Wenn wir uns das künstliche Feld wie eine Landschaft voller vorgefertigter Linien, Schienen und Muster vorstellen, dann ist es offensichtlich, dass es in so einer Landschaft leicht ist, vorherzusehen, wo sich jemand aufhält, wie jemand reagiert und welche Entscheidungen er oder sie treffen wird. Denn alles passiert angesichts angebotener Schablonen.

In so einer Welt glauben wir, alles einordnen zu können. Wir glauben erkennen zu können, wer die „Guten“ und wer die „Bösen“ sind. Dass wir uns während dieser künstlichen Unterscheidung im künstlichen Feld aufhalten und die natürliche Verbundenheit zum Teil untergraben, bemerken wir vielleicht gar nicht.

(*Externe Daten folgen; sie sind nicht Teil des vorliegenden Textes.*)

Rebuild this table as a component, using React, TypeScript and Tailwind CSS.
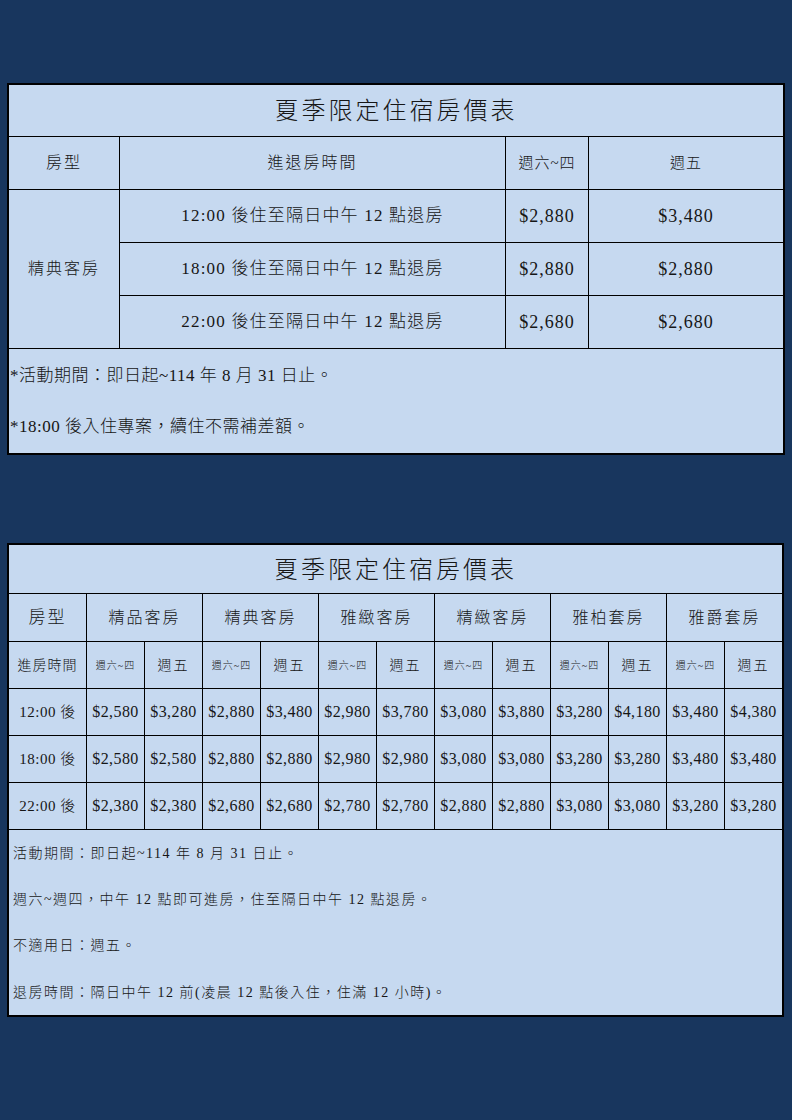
import React from 'react'

const cell = 'border-r border-b border-black text-center align-middle p-0'
const last = 'border-b border-black text-center align-middle p-0'

const rooms = ['精品客房', '精典客房', '雅緻客房', '精緻客房', '雅柏套房', '雅爵套房']

const prices: { time: string; values: string[] }[] = [
  { time: '12:00 後', values: ['2,580', '3,280', '2,880', '3,480', '2,980', '3,780', '3,080', '3,880', '3,280', '4,180', '3,480', '4,380'] },
  { time: '18:00 後', values: ['2,580', '2,580', '2,880', '2,880', '2,980', '2,980', '3,080', '3,080', '3,280', '3,280', '3,480', '3,480'] },
  { time: '22:00 後', values: ['2,380', '2,380', '2,680', '2,680', '2,780', '2,780', '2,880', '2,880', '3,080', '3,080', '3,280', '3,280'] },
]

const notes2 = [
  '活動期間：即日起~114 年 8 月 31 日止。',
  '週六~週四，中午 12 點即可進房，住至隔日中午 12 點退房。',
  '不適用日：週五。',
  '退房時間：隔日中午 12 前(凌晨 12 點後入住，住滿 12 小時)。',
]

function FirstTable() {
  const rows = [
    { time: '12:00 後住至隔日中午 12 點退房', a: '$2,880', b: '$3,480' },
    { time: '18:00 後住至隔日中午 12 點退房', a: '$2,880', b: '$2,880' },
    { time: '22:00 後住至隔日中午 12 點退房', a: '$2,680', b: '$2,680' },
  ]
  return (
    <div className="ml-[7px] w-[778px] border-2 border-black bg-[#c6d9f0]">
      <table className="w-[774px] table-fixed border-separate border-spacing-0">
        <colgroup>
          <col className="w-[111px]" />
          <col className="w-[386px]" />
          <col className="w-[83px]" />
          <col className="w-[194px]" />
        </colgroup>
        <tbody>
          <tr className="h-[52px]">
            <td colSpan={4} className={`${last} text-[24px] tracking-[3px] pt-[1px]`}>夏季限定住宿房價表</td>
          </tr>
          <tr className="h-[53px]">
            <td className={`${cell} text-[16px] tracking-[2px]`}>房型</td>
            <td className={`${cell} text-[16px] tracking-[2px]`}>進退房時間</td>
            <td className={`${cell} text-[15px] tracking-[1px]`}>週六~四</td>
            <td className={`${last} text-[15px] tracking-[1px]`}>週五</td>
          </tr>
          {rows.map((r, i) => (
            <tr key={r.time} className="h-[53px]">
              {i === 0 && (
                <td rowSpan={3} className={`${cell} text-[16px] tracking-[2px]`}>精典客房</td>
              )}
              <td className={`${cell} text-[17px] tracking-[1.2px]`}>{r.time}</td>
              <td className={`${cell} text-[18px] tracking-[1px]`}>{r.a}</td>
              <td className={`${last} text-[18px] tracking-[1px]`}>{r.b}</td>
            </tr>
          ))}
          <tr className="h-[52px]">
            <td colSpan={4} className="p-0 pl-[1px] pt-[2px] text-left text-[17px] tracking-[0.5px]">*活動期間：即日起~114 年 8 月 31 日止。</td>
          </tr>
          <tr className="h-[52px]">
            <td colSpan={4} className="p-0 pl-[1px] text-left text-[17px] tracking-[0.5px]">*18:00 後入住專案，續住不需補差額。</td>
          </tr>
        </tbody>
      </table>
    </div>
  )
}

function SecondTable() {
  return (
    <div className="ml-[7px] mt-[88px] w-[777px] border-2 border-black bg-[#c6d9f0]">
      <table className="w-[773px] table-fixed border-separate border-spacing-0">
        <colgroup>
          <col className="w-[78px]" />
          {Array.from({ length: 11 }).map((_, i) => (
            <col key={i} className="w-[58px]" />
          ))}
          <col className="w-[57px]" />
        </colgroup>
        <tbody>
          <tr className="h-[49px]">
            <td colSpan={13} className={`${last} text-[24px] tracking-[3px] pt-[1px]`}>夏季限定住宿房價表</td>
          </tr>
          <tr className="h-[48px]">
            <td className={`${cell} text-[17px] tracking-[2px]`}>房型</td>
            {rooms.map((r, i) => (
              <td key={r} colSpan={2} className={`${i === 5 ? last : cell} text-[16px] tracking-[2px]`}>{r}</td>
            ))}
          </tr>
          <tr className="h-[47px]">
            <td className={`${cell} text-[14px] tracking-[1px]`}>進房時間</td>
            {rooms.map((r, i) => (
              <React.Fragment key={r}>
                <td className={`${cell} text-[10px] tracking-[1px]`}>週六~四</td>
                <td className={`${i === 5 ? last : cell} text-[14px] tracking-[2px]`}>週五</td>
              </React.Fragment>
            ))}
          </tr>
          {prices.map(row => (
            <tr key={row.time} className="h-[47px]">
              <td className={`${cell} text-[15px] tracking-[0.5px]`}>{row.time}</td>
              {row.values.map((v, i) => (
                <td key={i} className={`${i === 11 ? last : cell} text-[16px] tracking-[0.4px]`}>${v}</td>
              ))}
            </tr>
          ))}
          {notes2.map((n, i) => (
            <tr key={n} className={i === 2 ? 'h-[47px]' : 'h-[46px]'}>
              <td colSpan={13} className="p-0 pl-[4px] text-left text-[14px] tracking-[1.5px]">{n}</td>
            </tr>
          ))}
        </tbody>
      </table>
    </div>
  )
}

export default function App() {
  return (
    <div className="min-h-[1120px] w-full bg-[#18365e] pt-[83px] font-light text-[#161616] font-['Liberation_Serif','Noto_Sans_CJK_TC',serif]">
      <FirstTable />
      <SecondTable />
    </div>
  )
}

Das freie Bewegen, das Raustreten aus Bewegungsmustern, das spielerische Verkörpern von unterschiedlichen Qualitäten, von denen dich keine einzige definiert, kann dich unterstützen, das lebendige Feld zu nähren. Aber es ist nicht zwingend. Denn das lebendige Feld folgt keiner künstlichen Logik. Du kannst also eine Wave tanzen und egal wie wild du dich bewegst, du bleibst in deinem eigenen Bild stecken. Oder: Du kannst eine Wave tanzen (und zwar egal wie das von außen aussieht) und du berührst wirklich den lebendigen Raum in dir.

Von hier aus sieht alles ein wenig anders aus. Das heißt nicht, dass wir nun nicht deutlich erkennen könnten, was bei uns oder wo auch immer falsch läuft. Im Gegenteil! Erst jetzt können wir wieder wirklich – aus uns selbst heraus – erkennen, was stimmig ist und was nicht. Ohne die Kontrolle der Angst. Ohne jede künstliche – innere oder äußere – Kontrolle, sondern aus unserem PUR-Sein und unserer ursprünglichen Verbundenheit heraus.